By: Tibor Nagy | Updated: 2012-06-21 | Comments (6) | Related: > Performance Tuning
Problem
I heard that outdated statistics can cause SQL performance degradation. I am new to SQL Server and have not experienced this problem yet. Could you please show me an example?
Solution
Test Plan
I will demonstrate the impact of outdated statistics with different Graphical Query Plans and how outdated statistics can affect performance.
We will create a STAT_TEST table in a new database. This table has a few fields with different data types. An integer field (TEST_VALUE) functions as the unique ID for the records.
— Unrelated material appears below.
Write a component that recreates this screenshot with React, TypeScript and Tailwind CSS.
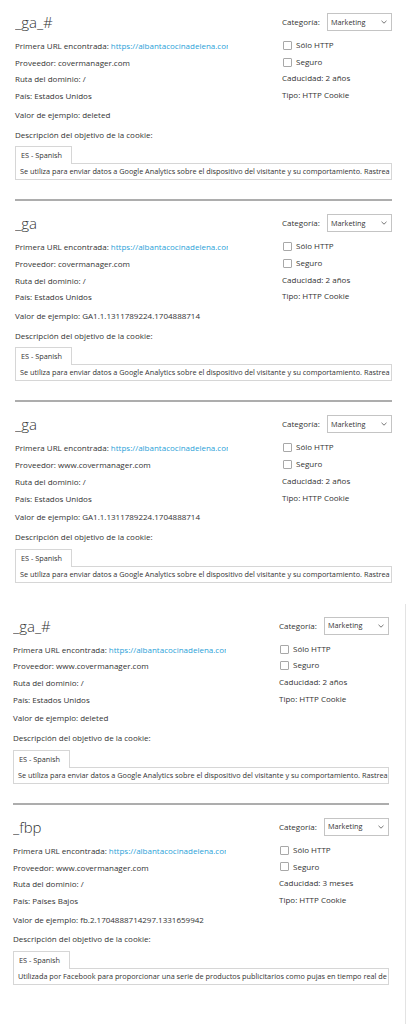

This is the test scenario:
- Create a test database Demo_DB and enable AUTO UPDATE STATISTICS for the database
- Create the STAT_TEST table and load the STAT_TEST table with 1,500,000 random records
- Disable AUTO UPDATE STATISTICS
- Load the STAT_TEST table with additional 300,000 records and delete the oldest 300,000 records
- Empty the cache using
DBCC DROPCLEANBUFFERS and
DBCC
FREEPROCCACHE
- Display the Estimated Query Plan for a query
- Run the query and check the Actual Query Plan
- Update the statistics
- Empty the cache again
- Display the Estimated Query Plan for the query
- Run the query and check the Actual Query Plan
Preparation
First, we have to create the test database:
CREATE DATABASE [Demo_DB] ON PRIMARY
( NAME = N'Demo_DB', FILENAME = N'G:\MSSQL\DATA\Demo_DB.mdf' , SIZE = 102400KB , FILEGROWTH = 1024KB )
LOG ON
( NAME = N'Demo_DB_log', FILENAME = N'G:\MSSQL\DATA\Demo_DB_log.ldf' , SIZE = 10240KB , FILEGROWTH = 10%)
GO
ALTER DATABASE [Demo_DB] SET AUTO_CREATE_STATISTICS ON
GO
ALTER DATABASE [Demo_DB] SET AUTO_UPDATE_STATISTICS ON
GO
Now we can create the test table and populate with 1.5 million records. Refer to this tip for details on how to populate the database with test data
USE [Demo_DB]
GO
SET ANSI_NULLS ON
GO
SET QUOTED_IDENTIFIER ON
GO
CREATE TABLE [dbo].[STAT_TEST1](
[First_Name] [varchar](20) NULL,
[Last_Name] [varchar](20) NULL,
[First_Name_Mother] [varchar](20) NULL,
[Last_Name_Mother] [varchar](20) NULL
)
GO
INSERT INTO STAT_TEST1 VALUES ('John','Anderson','Mary','Jones')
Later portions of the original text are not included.